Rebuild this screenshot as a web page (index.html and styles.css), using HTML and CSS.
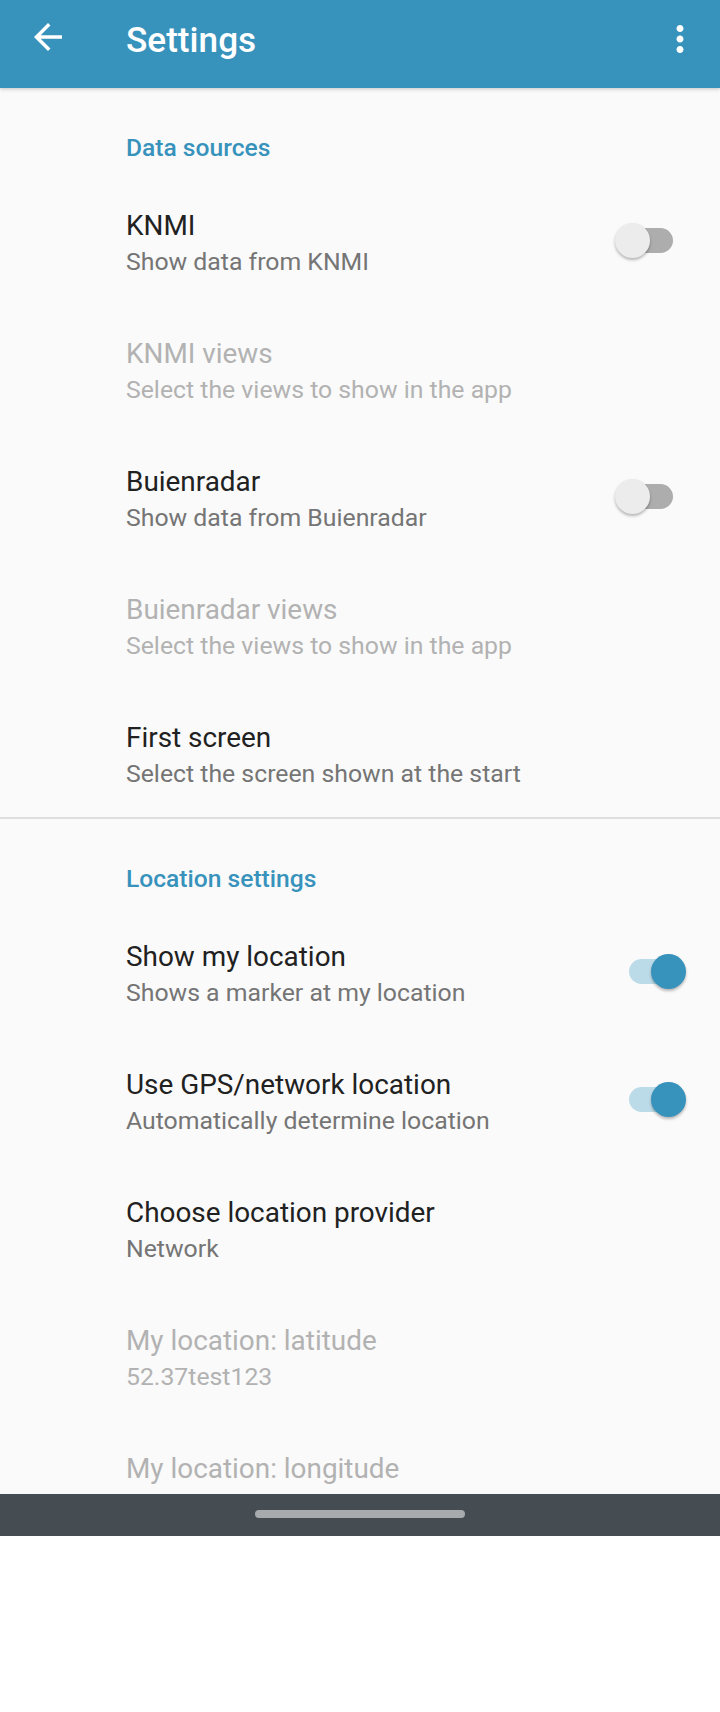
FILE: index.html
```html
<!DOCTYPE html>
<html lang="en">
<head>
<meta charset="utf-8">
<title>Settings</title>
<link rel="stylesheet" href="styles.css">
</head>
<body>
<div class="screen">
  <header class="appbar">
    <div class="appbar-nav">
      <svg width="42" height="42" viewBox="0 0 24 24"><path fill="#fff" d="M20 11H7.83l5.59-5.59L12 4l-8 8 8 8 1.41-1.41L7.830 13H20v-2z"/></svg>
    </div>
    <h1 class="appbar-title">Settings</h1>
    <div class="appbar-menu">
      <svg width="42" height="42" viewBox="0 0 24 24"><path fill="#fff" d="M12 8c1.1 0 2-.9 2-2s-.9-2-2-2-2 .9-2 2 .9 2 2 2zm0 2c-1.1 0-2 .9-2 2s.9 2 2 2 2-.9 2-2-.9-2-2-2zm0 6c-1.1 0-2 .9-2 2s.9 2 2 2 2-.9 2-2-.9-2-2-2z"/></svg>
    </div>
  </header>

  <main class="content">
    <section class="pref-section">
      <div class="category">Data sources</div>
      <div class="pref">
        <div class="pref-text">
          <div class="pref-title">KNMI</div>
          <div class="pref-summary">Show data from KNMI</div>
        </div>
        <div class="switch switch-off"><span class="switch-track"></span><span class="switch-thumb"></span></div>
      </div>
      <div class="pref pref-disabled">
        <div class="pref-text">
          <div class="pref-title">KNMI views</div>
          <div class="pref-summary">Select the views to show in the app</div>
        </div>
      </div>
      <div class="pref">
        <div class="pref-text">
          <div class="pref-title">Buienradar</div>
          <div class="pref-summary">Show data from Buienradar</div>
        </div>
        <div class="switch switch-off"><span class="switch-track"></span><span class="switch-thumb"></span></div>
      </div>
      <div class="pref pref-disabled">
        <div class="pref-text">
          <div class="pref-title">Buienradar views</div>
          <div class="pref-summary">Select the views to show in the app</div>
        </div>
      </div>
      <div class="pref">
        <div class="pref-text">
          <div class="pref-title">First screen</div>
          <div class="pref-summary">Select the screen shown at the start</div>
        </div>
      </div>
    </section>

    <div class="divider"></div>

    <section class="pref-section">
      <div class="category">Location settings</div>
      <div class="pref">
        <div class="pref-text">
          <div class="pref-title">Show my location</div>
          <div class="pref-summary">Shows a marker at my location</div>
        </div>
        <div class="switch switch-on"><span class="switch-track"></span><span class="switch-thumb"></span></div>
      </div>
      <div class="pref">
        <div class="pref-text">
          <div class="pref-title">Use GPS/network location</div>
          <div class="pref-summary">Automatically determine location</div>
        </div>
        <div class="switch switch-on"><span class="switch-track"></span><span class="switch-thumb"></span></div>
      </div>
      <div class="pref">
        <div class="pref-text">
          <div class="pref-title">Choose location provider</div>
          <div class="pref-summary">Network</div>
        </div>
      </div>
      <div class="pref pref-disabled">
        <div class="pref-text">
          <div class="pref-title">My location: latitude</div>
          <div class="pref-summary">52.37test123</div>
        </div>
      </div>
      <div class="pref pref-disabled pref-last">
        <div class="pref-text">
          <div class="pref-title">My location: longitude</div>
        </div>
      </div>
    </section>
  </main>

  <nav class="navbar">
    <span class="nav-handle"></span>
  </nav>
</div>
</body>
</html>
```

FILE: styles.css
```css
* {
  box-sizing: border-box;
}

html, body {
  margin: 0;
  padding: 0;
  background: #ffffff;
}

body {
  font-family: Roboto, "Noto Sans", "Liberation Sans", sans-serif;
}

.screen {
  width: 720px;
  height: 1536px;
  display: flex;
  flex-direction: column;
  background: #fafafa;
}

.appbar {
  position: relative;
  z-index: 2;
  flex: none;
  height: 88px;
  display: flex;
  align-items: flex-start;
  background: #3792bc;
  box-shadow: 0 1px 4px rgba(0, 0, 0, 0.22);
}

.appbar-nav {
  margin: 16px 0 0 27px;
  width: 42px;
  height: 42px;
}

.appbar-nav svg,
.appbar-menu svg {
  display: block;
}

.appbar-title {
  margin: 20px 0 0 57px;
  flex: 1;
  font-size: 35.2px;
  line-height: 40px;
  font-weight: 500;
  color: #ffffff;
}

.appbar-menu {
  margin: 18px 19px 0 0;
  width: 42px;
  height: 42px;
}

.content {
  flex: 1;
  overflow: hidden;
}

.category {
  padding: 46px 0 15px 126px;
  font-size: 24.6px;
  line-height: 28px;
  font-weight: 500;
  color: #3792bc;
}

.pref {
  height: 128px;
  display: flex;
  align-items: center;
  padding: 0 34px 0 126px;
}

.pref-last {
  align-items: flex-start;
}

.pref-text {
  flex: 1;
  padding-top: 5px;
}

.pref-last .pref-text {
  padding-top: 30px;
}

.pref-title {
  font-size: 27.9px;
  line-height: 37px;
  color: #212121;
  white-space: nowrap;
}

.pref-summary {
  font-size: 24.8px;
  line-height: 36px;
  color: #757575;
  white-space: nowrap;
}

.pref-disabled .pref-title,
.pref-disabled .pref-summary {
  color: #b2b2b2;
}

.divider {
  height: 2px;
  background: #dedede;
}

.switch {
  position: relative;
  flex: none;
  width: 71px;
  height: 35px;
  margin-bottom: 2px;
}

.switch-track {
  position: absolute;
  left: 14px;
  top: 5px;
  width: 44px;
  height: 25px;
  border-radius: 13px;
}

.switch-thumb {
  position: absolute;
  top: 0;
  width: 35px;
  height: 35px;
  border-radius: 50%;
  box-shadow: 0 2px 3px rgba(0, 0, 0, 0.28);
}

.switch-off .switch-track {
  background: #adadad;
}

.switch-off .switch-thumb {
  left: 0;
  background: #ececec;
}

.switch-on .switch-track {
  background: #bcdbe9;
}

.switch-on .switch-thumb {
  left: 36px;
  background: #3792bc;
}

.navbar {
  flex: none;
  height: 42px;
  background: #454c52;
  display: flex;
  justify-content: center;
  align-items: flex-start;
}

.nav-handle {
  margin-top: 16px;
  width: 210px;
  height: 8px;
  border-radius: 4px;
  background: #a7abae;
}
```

Directions – Retype the whole listing, keeping every line identical and omitting all pictures.

Output of the exercise –
Rebuild this screenshot as a web page (index.html and styles.css), using HTML and CSS.
FILE: index.html
```html
<!DOCTYPE html>
<html lang="en">
<head>
<meta charset="utf-8">
<title>Settings</title>
<link rel="stylesheet" href="styles.css">
</head>
<body>
<div class="screen">
  <header class="appbar">
    <div class="appbar-nav">
      <svg width="42" height="42" viewBox="0 0 24 24"><path fill="#fff" d="M20 11H7.83l5.59-5.59L12 4l-8 8 8 8 1.41-1.41L7.830 13H20v-2z"/></svg>
    </div>
    <h1 class="appbar-title">Settings</h1>
    <div class="appbar-menu">
      <svg width="42" height="42" viewBox="0 0 24 24"><path fill="#fff" d="M12 8c1.1 0 2-.9 2-2s-.9-2-2-2-2 .9-2 2 .9 2 2 2zm0 2c-1.1 0-2 .9-2 2s.9 2 2 2 2-.9 2-2-.9-2-2-2zm0 6c-1.1 0-2 .9-2 2s.9 2 2 2 2-.9 2-2-.9-2-2-2z"/></svg>
    </div>
  </header>

  <main class="content">
    <section class="pref-section">
      <div class="category">Data sources</div>
      <div class="pref">
        <div class="pref-text">
          <div class="pref-title">KNMI</div>
          <div class="pref-summary">Show data from KNMI</div>
        </div>
        <div class="switch switch-off"><span class="switch-track"></span><span class="switch-thumb"></span></div>
      </div>
      <div class="pref pref-disabled">
        <div class="pref-text">
          <div class="pref-title">KNMI views</div>
          <div class="pref-summary">Select the views to show in the app</div>
        </div>
      </div>
      <div class="pref">
        <div class="pref-text">
          <div class="pref-title">Buienradar</div>
          <div class="pref-summary">Show data from Buienradar</div>
        </div>
        <div class="switch switch-off"><span class="switch-track"></span><span class="switch-thumb"></span></div>
      </div>
      <div class="pref pref-disabled">
        <div class="pref-text">
          <div class="pref-title">Buienradar views</div>
          <div class="pref-summary">Select the views to show in the app</div>
        </div>
      </div>
      <div class="pref">
        <div class="pref-text">
          <div class="pref-title">First screen</div>
          <div class="pref-summary">Select the screen shown at the start</div>
        </div>
      </div>
    </section>

    <div class="divider"></div>

    <section class="pref-section">
      <div class="category">Location settings</div>
      <div class="pref">
        <div class="pref-text">
          <div class="pref-title">Show my location</div>
          <div class="pref-summary">Shows a marker at my location</div>
        </div>
        <div class="switch switch-on"><span class="switch-track"></span><span class="switch-thumb"></span></div>
      </div>
      <div class="pref">
        <div class="pref-text">
          <div class="pref-title">Use GPS/network location</div>
          <div class="pref-summary">Automatically determine location</div>
        </div>
        <div class="switch switch-on"><span class="switch-track"></span><span class="switch-thumb"></span></div>
      </div>
      <div class="pref">
        <div class="pref-text">
          <div class="pref-title">Choose location provider</div>
          <div class="pref-summary">Network</div>
        </div>
      </div>
      <div class="pref pref-disabled">
        <div class="pref-text">
          <div class="pref-title">My location: latitude</div>
          <div class="pref-summary">52.37test123</div>
        </div>
      </div>
      <div class="pref pref-disabled pref-last">
        <div class="pref-text">
          <div class="pref-title">My location: longitude</div>
        </div>
      </div>
    </section>
  </main>

  <nav class="navbar">
    <span class="nav-handle"></span>
  </nav>
</div>
</body>
</html>
```

FILE: styles.css
```css
* {
  box-sizing: border-box;
}

html, body {
  margin: 0;
  padding: 0;
  background: #ffffff;
}

body {
  font-family: Roboto, "Noto Sans", "Liberation Sans", sans-serif;
}

.screen {
  width: 720px;
  height: 1536px;
  display: flex;
  flex-direction: column;
  background: #fafafa;
}

.appbar {
  position: relative;
  z-index: 2;
  flex: none;
  height: 88px;
  display: flex;
  align-items: flex-start;
  background: #3792bc;
  box-shadow: 0 1px 4px rgba(0, 0, 0, 0.22);
}

.appbar-nav {
  margin: 16px 0 0 27px;
  width: 42px;
  height: 42px;
}

.appbar-nav svg,
.appbar-menu svg {
  display: block;
}

.appbar-title {
  margin: 20px 0 0 57px;
  flex: 1;
  font-size: 35.2px;
  line-height: 40px;
  font-weight: 500;
  color: #ffffff;
}

.appbar-menu {
  margin: 18px 19px 0 0;
  width: 42px;
  height: 42px;
}

.content {
  flex: 1;
  overflow: hidden;
}

.category {
  padding: 46px 0 15px 126px;
  font-size: 24.6px;
  line-height: 28px;
  font-weight: 500;
  color: #3792bc;
}

.pref {
  height: 128px;
  display: flex;
  align-items: center;
  padding: 0 34px 0 126px;
}

.pref-last {
  align-items: flex-start;
}

.pref-text {
  flex: 1;
  padding-top: 5px;
}

.pref-last .pref-text {
  padding-top: 30px;
}

.pref-title {
  font-size: 27.9px;
  line-height: 37px;
  color: #212121;
  white-space: nowrap;
}

.pref-summary {
  font-size: 24.8px;
  line-height: 36px;
  color: #757575;
  white-space: nowrap;
}

.pref-disabled .pref-title,
.pref-disabled .pref-summary {
  color: #b2b2b2;
}

.divider {
  height: 2px;
  background: #dedede;
}

.switch {
  position: relative;
  flex: none;
  width: 71px;
  height: 35px;
  margin-bottom: 2px;
}

.switch-track {
  position: absolute;
  left: 14px;
  top: 5px;
  width: 44px;
  height: 25px;
  border-radius: 13px;
}

.switch-thumb {
  position: absolute;
  top: 0;
  width: 35px;
  height: 35px;
  border-radius: 50%;
  box-shadow: 0 2px 3px rgba(0, 0, 0, 0.28);
}

.switch-off .switch-track {
  background: #adadad;
}

.switch-off .switch-thumb {
  left: 0;
  background: #ececec;
}

.switch-on .switch-track {
  background: #bcdbe9;
}

.switch-on .switch-thumb {
  left: 36px;
  background: #3792bc;
}

.navbar {
  flex: none;
  height: 42px;
  background: #454c52;
  display: flex;
  justify-content: center;
  align-items: flex-start;
}

.nav-handle {
  margin-top: 16px;
  width: 210px;
  height: 8px;
  border-radius: 4px;
  background: #a7abae;
}
```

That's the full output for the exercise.